September 15, 2006

" New York Times " Calls For Greater Engagement With Turkey

(14.09.2006; Washington, D.C.)

The New York Times, in its editorial of September 10th, had the following to say regarding U.S. - Turkish relations,

" The United States would be wise to create many more and varied opportunities to engage with Turkey, a longtime ally, and a uniquely important one. Turkey is a predominately Muslim, secular democracy, situated between Europe and the Middle East. After years of trying to make amends for having suppressed its Kurdish population, often brutally, Turkey has seen violence resume of late. The United States needs to frankly acknowledge that instability in Iraq, on Turkey's southeast border, has fomented instability in Turkey. That morally obligates the United States to help with corrective actions."

Further on, the editorial speaks about how Turkish public opinion has cooled to the idea of further integration in Europe via accession to the European Union and cites the cold-shoulder Turkey has lately received fro various European countries. Here's the passage in question.

"As Turks see it, their support over decades for the West and for democracy has been rewarded with severe regional tension brought on by the United States, and by a cold-shoulder, particularly from France and Austria, ever since Turkey qualified for European Union accession talks."

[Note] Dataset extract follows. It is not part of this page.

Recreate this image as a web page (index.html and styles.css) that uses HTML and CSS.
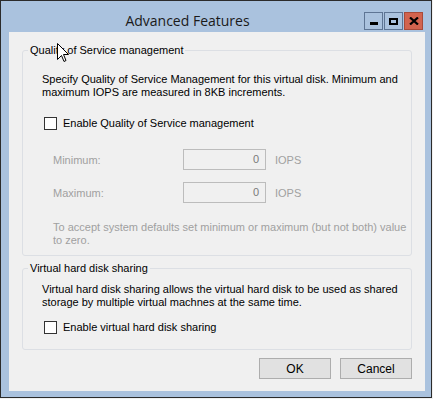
FILE: index.html
```html
<!DOCTYPE html>
<html lang="en">
<head>
    <meta charset="UTF-8">
    <title>Advanced Features</title>
    <link rel="stylesheet" href="styles.css">
</head>
<body>
    <div class="window">
        <div class="titlebar">
            <div class="title">Advanced Features</div>
            <div class="controls">
                <span class="ctl"><span class="ico-min"></span></span>
                <span class="ctl"><span class="ico-max"></span></span>
                <span class="ctl close">
                    <svg width="10" height="8" viewBox="0 0 10 8"><path d="M1 0.5 L9 7.5 M9 0.5 L1 7.5" stroke="#000" stroke-width="2.2"/></svg>
                </span>
            </div>
        </div>

        <div class="client">
            <fieldset class="group qos">
                <legend>Quality of Service management</legend>
                <div class="group-body">
                    <p class="desc">Specify Quality of Service Management for this virtual disk. Minimum and maximum IOPS are measured in 8KB increments.</p>
                    <label class="check"><span class="box"></span>Enable Quality of Service management</label>
                    <div class="iops">
                        <span class="lbl">Minimum:</span>
                        <span class="field">0</span>
                        <span class="unit">IOPS</span>
                        <span class="lbl">Maximum:</span>
                        <span class="field">0</span>
                        <span class="unit">IOPS</span>
                    </div>
                    <p class="note">To accept system defaults set minimum or maximum (but not both) value to zero.</p>
                </div>
            </fieldset>

            <fieldset class="group sharing">
                <legend>Virtual hard disk sharing</legend>
                <div class="group-body">
                    <p class="desc">Virtual hard disk sharing allows the virtual hard disk to be used as shared storage by multiple virtual machnes at the same time.</p>
                    <label class="check"><span class="box"></span>Enable virtual hard disk sharing</label>
                </div>
            </fieldset>

            <div class="actions">
                <button>OK</button>
                <button>Cancel</button>
            </div>
        </div>

        <svg class="cursor" width="12" height="20" viewBox="0 0 12 20">
            <path d="M0.5 0.5 L0.5 16.5 L4.5 12.5 L7 18.5 L9 17.5 L6.5 11.5 L11.5 11.5 Z" fill="#fff" stroke="#000" stroke-width="1"/>
        </svg>
    </div>
</body>
</html>
```

FILE: styles.css
```css
body {
    margin: 0;
    background: #f0f0f0;
    font-family: "Liberation Sans", Arial, sans-serif;
    font-size: 11px;
}

.window {
    position: relative;
    width: 430px;
    height: 396px;
    border: 1px solid #2b2b2b;
    background: #aac2de;
    display: flex;
    flex-direction: column;
}

.titlebar {
    height: 31px;
    display: flex;
    align-items: flex-start;
}

.title {
    flex: 1;
    text-align: center;
    padding-top: 10px;
    padding-left: 10px;
    font-family: "Open Sans", sans-serif;
    font-size: 14px;
    line-height: 19px;
    color: #1a1a1a;
}

.controls {
    display: flex;
    gap: 1px;
    padding-top: 11px;
    padding-right: 8px;
}

.ctl {
    width: 17px;
    height: 16px;
    border: 1px solid #5e7594;
    display: flex;
    align-items: center;
    justify-content: center;
}

.ctl.close {
    background: #d2634e;
    border-color: #a84a39;
}

.ico-min {
    width: 8px;
    height: 3px;
    background: #000;
    margin-top: 4px;
}

.ico-max {
    width: 5px;
    height: 3px;
    border: 2px solid #000;
}

.client {
    flex: 1;
    margin: 0 6px 6px 8px;
    background: #f0f0f0;
    padding: 12px 13px 0 13px;
}

.group {
    margin: 0;
    padding: 0;
    border: 1px solid #dcdfe4;
    border-radius: 3px;
}

.group legend {
    margin-left: 5px;
    padding: 0 2px;
    line-height: 13px;
}

.group-body {
    padding: 0 0 0 19px;
}

.desc {
    margin: 0;
    line-height: 13px;
}

.qos .desc {
    padding-top: 16px;
}

.check {
    display: flex;
    align-items: center;
    gap: 6px;
    margin-left: 2px;
    line-height: 13px;
}

.qos .check {
    margin-top: 18px;
}

.sharing .desc {
    padding-top: 8px;
}

.sharing .check {
    margin-top: 12px;
    margin-bottom: 15px;
}

.box {
    width: 11px;
    height: 11px;
    border: 1px solid #333;
    background: #fff;
}

.iops {
    display: grid;
    grid-template-columns: 121px 83px auto;
    column-gap: 9px;
    row-gap: 12px;
    align-items: center;
    margin-top: 19px;
    margin-left: 11px;
    color: #a0a0a0;
}

.field {
    height: 19px;
    border: 1px solid #bcbcbc;
    text-align: right;
    padding-right: 6px;
    line-height: 19px;
    color: #7a7a7a;
}

.note {
    margin: 18px 0 8px 11px;
    line-height: 13px;
    color: #a0a0a0;
}

.sharing {
    margin-top: 6px;
}

.actions {
    display: flex;
    justify-content: flex-end;
    gap: 9px;
    margin-top: 8px;
}

.actions button {
    width: 72px;
    height: 21px;
    border: 1px solid #adadad;
    background: #e1e1e1;
    font-family: "Liberation Sans", Arial, sans-serif;
    font-size: 12px;
    color: #000;
    padding: 0;
}

.cursor {
    position: absolute;
    left: 56px;
    top: 42px;
}
```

(Medz Mher: We would like to ask the editorial board at the NY Times the following...)

Who ultimately is responsible for the instability in Iraq? What country invaded Iraq in the first place? As for the instability that the NY Times laments in Turkey...What country has been closely cooperating with Turkey's military establishment since the end of World War II, providing it with billions in destructive military power which it has mainly used against its own citizens, Turks and Kurds alike. Any instability present in Turkey stems from the failure of successive regimes in Ankara to address the Kurdish question in political terms, and not through military might.

Finally, regarding the cold-shoulder treatment Turkey has received from France and other European nations... While SASSNA DZRER believe that these countries are at heart opportunists (remember France and the debacle in Cilicia 1918-1920), contradictions sometimes do arise between the national ruling elites in Europe and Turkey . Such rifts are evident today, whereby some European nations, notably France, are raising the issues of Cyprus and recognition of the Armenian Genocide as prerequisites for Turkey's entrance into the European Union. Whatever the underlying motivation for raising these issues, one would think that the NY Times would view the continuing Turkish occupation of northern Cyprus and the recognition of the Armenian Genocide by Turkey as issues that need to be addressed before Ankara is rewarded for "services rendered" by being granted entre into the European Club.